Microsoft is trying to prove its artificial intelligence can do more than guess your age or win at Pac-Man.
On Wednesday, the company released Seeing AI, a "talking camera" app for iOS meant to help the visually impaired navigate their surroundings.
Its list of features sounds almost too good to be true: it will scan documents and read you their contents, tell you which denomination of bills you have in your hands, scan barcodes to let you know exactly what you’re holding, learn the faces of people you know, read their expressions, and even attempt to describe whatever’s in front of you at any given moment.
In practice though, it’s clear that Microsoft still has a lot of work to do before Seeing AI will actually be a useful tool for the visually impaired. (The company is well aware of this, too: the first thing that appears when you launch the app is a warning that "Seeing AI is not always accurate.") Here’s how it fared in our testing.
Text and barcodes
There are already plenty of apps out there that can competently analyze text and barcodes so it’s not surprising that’s what the app did best. It was able to read just about every snippet of text we threw at it and identified most barcodes easily.
While these capabilities are fairly common in other apps, Seeing AI’s implementation is notable in that it assists you in lining up the in-app camera with whatever it is you’re trying to scan. In the case of barcodes, it will beep as you get closer to the barcode and guide you with text to line up the camera with the edges of the document.
It’s readouts of printed text were a bit awkward — but accurate — but it scanned nearly every barcode with ease (a jar of powdered peanut butter tripped it up for some reason).
People and "scenes"
This is where things get more interesting. Text and barcodes aside, Seeing AI uses a ton of Microsoft’s AI algorithms to identify objects and people in your surroundings. These were the most impressive parts of Microsoft’s early demos of the app, but things didn’t go as smoothly in my testing.
I started off easy: my desk and a couch.
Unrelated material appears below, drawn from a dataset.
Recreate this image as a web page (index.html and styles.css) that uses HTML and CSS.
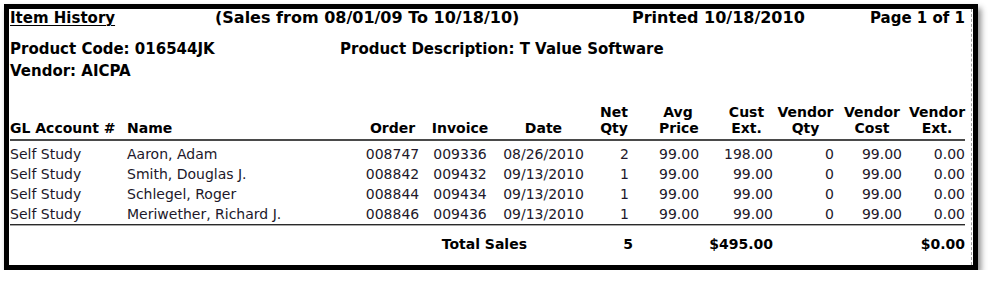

The app easily recognized both, which maybe set my expectations too high because it only got worse from there.
Image: seeinG Ai
Image: Seeing AI
Next, I tried a stack of books, which the app misidentified as "a stack of flyers [sic]," and a mini fridge with some games on top. Seeing AI came back with "it seems to be floor, indoor, desk," which, though not technically wrong since all those items were technically present, didn’t seem helpful had I actually been trying to figure out what was in front of me.
Next up, I tried the "people" feature. It purports to tell you not only how many people are around you but also estimate their age and emotional state (based on their facial expression).
It seems Microsoft has improved its age-guessing tech quite a bit since it first came out, but it still has some work to do. While the ages came up reasonably close (my colleague whose age was overestimated by five years may disagree), the expression detection seemed less reliable.
The feature is also unable to detect people who are not looking straight into the camera, which seems like a pretty serious limitation.
There were other fails as well: a cardboard cutout of Chewbacca was identified as "person standing in front of a mirror posing for the camera," which is both hilariously wrong and weirdly specific, while one of Kylo Ren came back as "it seems to be wall, indoor [sic]."
Of course, none of this is entirely unexpected. Apps like this require a huge amount of training data and algorithm tweaking before they can be anything close to reliable.
And while it’s easy to laugh at more #AIfails, the reality is this type of technology really could be life changing for someone who’s visually impaired if it indeed gives them the ability to navigate their surroundings more confidently.
But after spending some time trying out Seeing AI, it’s clear Microsoft still has some work to do.